Article rédigé par Violaine Jaussent, Catherine Fournier
France Télévisions
Publié
Temps de lecture : 5 min
Michel Barnier, Premier ministre, lors de sa déclaration de politique générale, à l'Assemblée nationale, à Paris, le 1er octobre 2024. (XOSE BOUZAS / HANS LUCAS / AFP)
Dans son discours prononcé devant l'Assemblée nationale, mardi après-midi, Michel Barnier a donné le ton d'une politique pénale plus stricte, ce qui suscite des réserves chez les magistrats.

Des "sanctions" qui "interviennent rapidement", des peines "réellement exécutées"... Le Premier ministre a déclaré, mardi 1er octobre, dans son discours de politique générale, son intention d'apporter davantage de "fermeté" dans la réponse judiciaire. "Il est nécessaire que les jugements soient respectés, que les peines soient exécutées sans être transformées", a insisté Michel Barnier depuis l'Assemblée nationale, avant de dessiner les contours d'une politique pénale plus stricte, "que les Français demandent" selon lui. Quelles propositions a-t-il énumérées ? Quelles sont les différences par rapport à ce qui existe ? Comment ce discours est-il accueilli par les professionnels de la justice ? Eléments de réponse.

1 Qu'a déclaré précisément Michel Barnier ?

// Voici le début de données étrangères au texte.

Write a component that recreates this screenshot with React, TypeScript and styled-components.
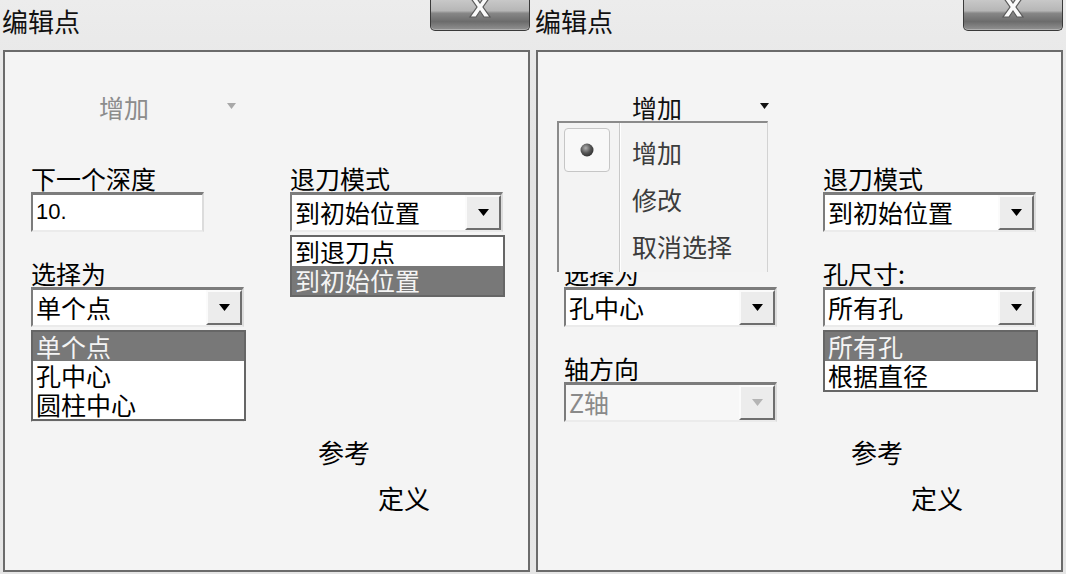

Afin d'éviter "de faire perdre toute crédibilité à la réponse pénale", le Premier ministre a proposé "des peines de prison courtes et immédiatement exécutées pour certains délits", sans préciser lesquels. "Je pense qu'il nous faut également réviser les conditions d'octroi du sursis et limiter les possibilités de réduction ou d'aménagement de peines", a ajouté Michel Barnier. "Nous prévoirons enfin un recours plus important aux travaux d'intérêt général, aux amendes administratives et aux amendes forfaitaires délictuelles. Pour que ces amendes soient effectivement payées, nous recouvrerons de manière effective les retenues sur salaires ou sur prestations sociales", a-t-il poursuivi.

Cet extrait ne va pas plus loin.